Circumcenter of acute-$\Delta ABC$ is $O$. Line $AC$ intersects circumcircle of $\Delta AOB$ at point $X$, in addition to vertex $A$. Prove $XO⟂BC$.

Question

PROBLEM
The circumcenter of an acute-$\mathtt{\Delta ABC}$ is $\mathtt{O}$. Line $\mathtt{AC}$ intersects the circumcircle of the $\mathtt{\Delta AOB}$ at a point $\mathtt{X}$, in addition to the vertex $\mathtt{A}$. Prove that the line $\mathtt{XO}$ is perpendicular to the line $\mathtt{BC}.$

MY APPROACH

• I claim that $\angle ABC$ and $\angle ACB$ can't be equal because then there won't be two points as $X$ and $A$ that intersect the circumcircle of $\Delta AOB$.
• Construct the perpendicular bisector of side $BC$, it is clear that this goes through $O$.
• Let the point at which it intersect $BC$ be $P$ and the point at which it intersect $AC$ be $X'$.
• We know that $\angle BAC=2\cdot\angle BOC$ .The $\Delta BOP$ and $\Delta COP$ are congruent. Therefore we know that $\angle BOP=\angle BAC$, and $\angle X'OB=180^o -\angle BAC$.
• Thus, we conclude that $ABOX'$ is a cyclic quadrilateral and $X'$ also lies on the circumcircle of $\Delta AOB$. Therefore, $X=X'$, which means $OX$ is perpendicular to $BC$.

Is my Proof Correct?

Answer 1

$X'$ is the point where $OP$ meets $AC$ (and $OX' \perp BC$)

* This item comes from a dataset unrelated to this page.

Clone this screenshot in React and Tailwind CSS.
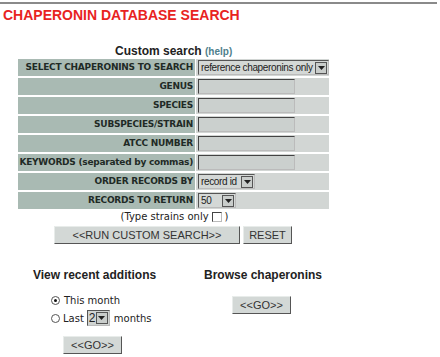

$2\angle ACB = \angle AOB$ (angle at center is twice the circumference)

but $\Delta AQO \cong \Delta BQO$ by $SAS$ $\implies \angle AOQ = \angle BOQ$ $\angle AOQ + \angle BOQ = \angle AOB \implies \angle BOQ = \angle ACB$

Hence $\Delta CPX' \sim \Delta OQB$ by $AA$ $$\implies \angle AX'O = \angle ABO$$

By the converse of angles on the same segment $X'$ lies on the circumcircle of $\Delta ABO \implies X' = X$